Finding Your Home's Style

I wrote on instagram stories last night about the oversaturation of the word "farmhouse" and how it's being applied to home designs of all stripes and more often than not, it's inappropriate, inaccurate, or used as a marketing buzzword. Because of it, the thing that makes charming homes on farms all over the country inherently special is being watered down until it means nothing.

If everything is a farmhouse, nothing is. See what I'm saying?

I found my own bedroom featured on pinterest and repinned 7.3 k times with the caption someone applied to it: "Beautiful Rustic Farmhouse Master Bedroom Ideas."

Our home is a lot of things. It is a 1925 craftsman airplane bungalow with a carriage porch, in the middle of town. But it is neither rustic or on a farm. 

After posting on instagram stories about this, I got so many comments from folks who ask "How can I find my own style? It's confusing if you're new to it!" In other words, if we don't label design with a buzzword like "farmhouse," how do we find it? And so, this is my secret magic formula I walk through on every single home we design on Home Town.

 

1. STYLE OF ARCHITECTURE

Be honest about what your house IS and is NOT. It is often something you can freshen up, augment, or update, but it is rarely totally changeable. Rather than try to change the DNA of something by trying to make your home into something it is not, how can you take design cues from it? How can it lead the way and inspire you? If it’s not an ideal design, is there a house that inspires you that is of the same era or style? In other words, dress it for the job it wants, not the job it has. What era was it built in? Our house is a craftsman bungalow built in 1925 and when I can’t think of how to fill a spot or choose a finish, I think: what would this house have had in 1925? I don't find a lot of inspiration in being completely committed to period style though. I think a home is much more interesting when the personality of the people who live there are just as important in the design.


2. YOUR PERSONAL STYLE

Think about the clothes you wear, the car you drive. The things that make your heart beat fast. How can that be applied to your home? For instance, I wear a lot of simple linen and cotton dresses, worn and comfortable jeans. Ben wears old leather boots and chambray button downs. Sometimes I wear a caftan from India, or my grandmother’s antique gold and aquamarine ring. He wears tweed suits on Sunday and has collections of things: vintage pocket knives, pocket notebooks, hankies made from old shirts. And so, our house feels much the same. We have tables he built from wood that reminds me of the color of his boots, linen sofas that feel like my favorite dresses. Jars of sand and stones from places we've traveled, labeled and displayed together on a shelf, portraits of ancestors or people we don't know who just felt like friendly faces. An oil painting that was used as a prop on The Sopranos. Chinese ginger jar lamps—global feeling, like those caftans, a bit unusual, unexpected. An old heavy butcher block for a side table that reminds me of Ben, too—sturdy, unrefined. It’s not all about me. He lives here too, and every room reflects that.
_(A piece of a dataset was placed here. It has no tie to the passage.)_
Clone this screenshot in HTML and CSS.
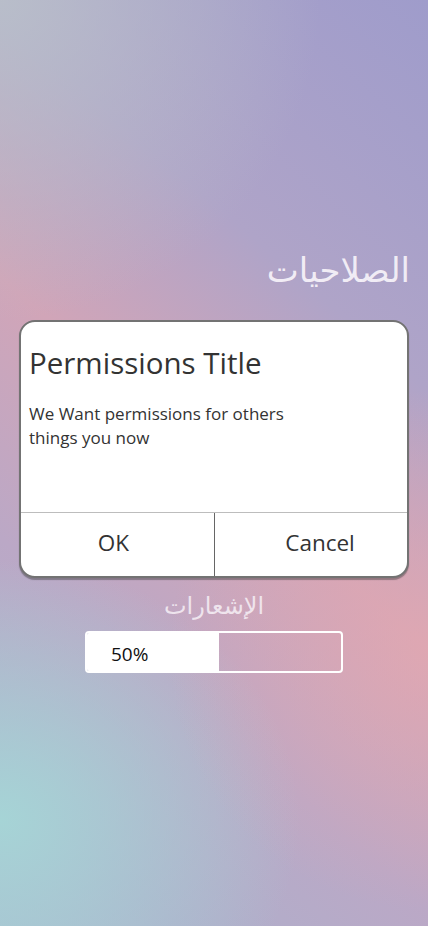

3. FIND THE ALCHEMY: What’s the common thread between the points above? For Ben and me, it’s comfort, nostalgia, curiosity, collected, traditional, unusual. If nothing else feels right, look to those threads to find your way.

Write down thoughts on these 3 points and see what you find! That is your home. All the things that ring true. That's YOU. And you don't need a buzzword to describe it.